Kitsap student makes it to the state Poetry Out Loud finals

She's all about poetry, theater, dance and doing good

When Anna Flood was in the seventh grade, her English teacher suggested that she should try reading and performing poetry.

“She told me she thought it was right up my alley,” said Flood, who is currently a junior at Crosspoint Academy in Silverdale. “So I decided I’d try it.”

Five years and a lot of work later, Flood was the only student from Kitsap County to qualify for the Poetry Out Loud state tournament held recently in Tacoma. Although she didn’t qualify to go to the national tournament, Flood said the experience was great preparation for next year, when, as a senior, she’s aiming at winning the state tournament.

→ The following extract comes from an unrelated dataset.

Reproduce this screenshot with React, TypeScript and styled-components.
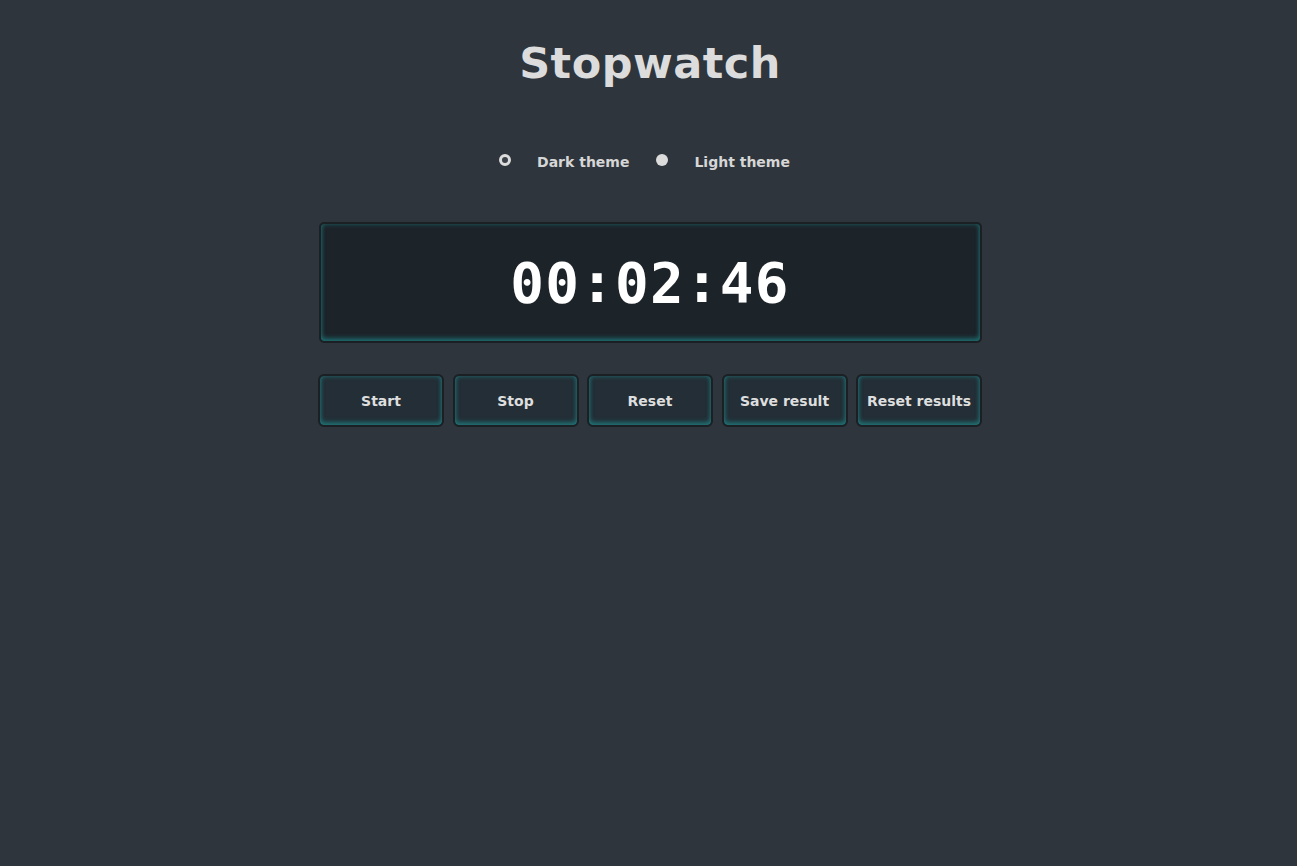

“The girl that won actually deserved it,” said Flood. “I think having done this once, I’ll be better prepared next year. I’ll know the routine and I’ll be ready.”

Her performance of three poems, “Empty Dance Shoes,” “A Locked House,” and Emily Dickinson’s “I Felt a Funeral in my Brain,” was flawless, according to written comments by the judges. But she thinks she may have stumbled on a word or two somewhere.

“At that level, you have to be perfect,” she said.

The day was a great one, she said, because she got to know the other competitors.

“They were all so nice and supportive,” she said. “Between competitions, we played games and talked and got to know each other. They were all so good, too. Any one of them could have gone to nationals and represented the state well.”

Flood is already looking at poems for next year’s competition. She plans to work with her theater teacher throughout the summer months and into the fall.

Students at Crosspoint perform poetry in their English classes and the top two from each grade level go on to school competition, then a regional competition and then the state. It all takes place from November to March each school year.

As for her, she looks for poems that have emotions she can relate to. It takes her about two to three days to memorize a poem and once she has it down, she speaks it from one to five times a day.

“I perform in front of the mirror,” she said. “That way I can see my facial expressions and my hand gestures. Everything has to match.”Students are judged on their performance and their accuracy.

Performing, however, isn’t anything new to her. Since she was about 2 years old, Flood has been dancing. She started with tap, then ballet, then jazz, lyrical and modern dancing. She is a student of the Dance Gallery in Port Orchard and is in a competitive hip-hop dance group that will be competing at a national event in New Orleans in June.

And Flood also is in theater through her school. As a part of its theater company, she’s currently in the play, “Cotton Patch Gospel.” She choreographed the dancing in the play which is a modern version of the gospel in a southern, county-type music, she said.

And, on top of all of that, Anna also is vice president of the Associated Student Body student government group at her school. She’s already mounting her campaign to run for president and hopes to serve in that capacity during her senior year.

All of this, she said, has prepared her well for her future. Although she’s just now studying to take her SATs, she plans to apply to several colleges and hopes to go to Gonzaga University. She wants to major in theater and then go to law school, like her mother did.

Her mother, Tracy Flood, is a lawyer with the  U.S.Department of Labor.

“My mom is my role model,” she said. “Seeing all that she does inspires me. Most of our lives she’s been a single mother and just the fact that she and I haven’t always had it easy, and that our family is not the average or typical American family, that makes me want to do what I have to do, to have a good life. It’s made me see that I need to use the things that I’ve learned to have the best life I can have.”

Attending Crosspoint has been a great benefit, she added.

“We are a family here,” she said. “When I walk down the hallways, I know just about everyone and can call them by name. All the teachers and the staff are so supportive and they care so much about our success. I just appreciate all of my relationships so much.”